Researchers McKillip and Danielle Farrie wrote that an increase in the reimbursement rate would free up money for schools to better support students, especially those from low-income families.

“The state is giving (school districts) the reimbursement of a fraction of the cost that they’re spending for special education, and then limiting the ways in which they can raise revenue to compensate for that,” said Farrie, a research director at the Education Law Center.

For Martha Siravo, co-founder of Madtown Mammas and Disability Advocates, the report hit a nerve. She is a wheelchair user and a mother to a 10-year-old who has received special education services since 2015. Her daughter has cerebral palsy and epilepsy.

“I am very outspoken. And I still find myself going into situations … why are we treating some of our students as less than?” she said.

At her daughter’s school, Siravo said, there is no accessible playground, leaving children with physical disabilities without a safe place to play. “But what if the school had money to add their own playground?”
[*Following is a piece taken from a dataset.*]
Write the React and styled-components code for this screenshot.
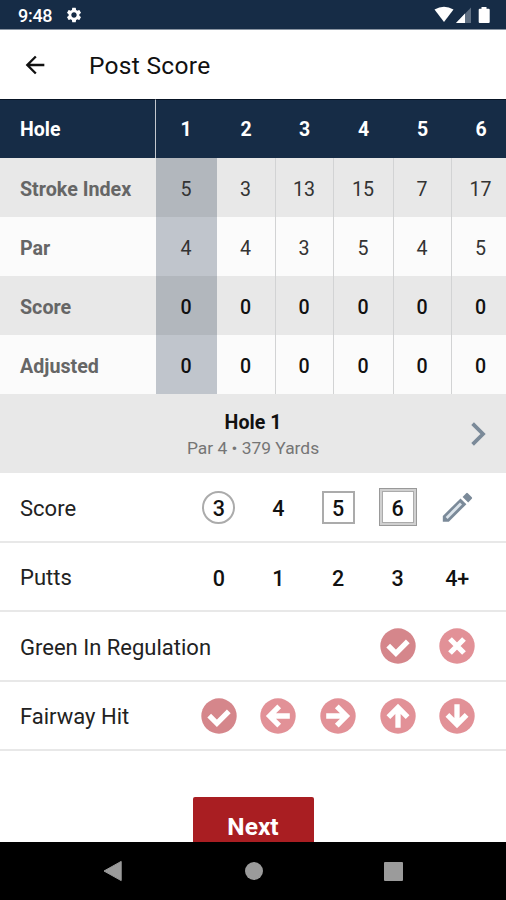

Costs create extra burdens for high-poverty, rural school districts

The report also found schools in high-poverty areas must divert more money from their general funding. Those with 60 percent or more of their students as low-income took about $1,818 from their general fund per pupil, while districts with less than 20 percent of low-income students took $1,266 per pupil.

“When we underfund special education, we’re also underfunding the rest of our learners as well,” said Tom McCarthy, executive director for the Office of the State Superintendent.

“If we fund those students with disabilities, the whole system will benefit. It’s kind of a classic policy issue that we talk about in that targeting our populations of greatest need generally rises all boats,” McCarthy continued.

McKillip said increasing state reimbursement rates would free district resources.

“The more funding going in, the more that takes the burden off of the school districts with their general funding,” McKillip said.

Map of special education funding in Wisconsin.

Other states face economic challenges with school funding. But McCarthy said Wisconsin has left a legacy “of not funding schools to keep pace with inflation.” He said state lawmakers are not the only ones at fault.

“I think there is some blame to be cast also into our federal partners who have not recognized the changing need and the changing costs over time, and not increased the amount of funding available to states to meet this guarantee,” McCarthy said.

“We’ve just not given schools that inflationary need that they face every year, and they’ve been pinching pennies,” he said.

McKillip said part of the problem is that the state is not adding new money to account for the rise in costs.

“I think it’s something where sometimes you get sort of stuck in that status quo of, ‘Well, this is what we put in last year, so this is how much funding we’ll put in this year.’ But that’s not serving the special education students of today,” McKillip said.

Siravo agreed that “it’s almost become normalized.” But she said she’s hopeful for a better future for students like her daughter.

“What would blossom on the other side? I would love to see that because we’ve been at such a decline for so long,” she said.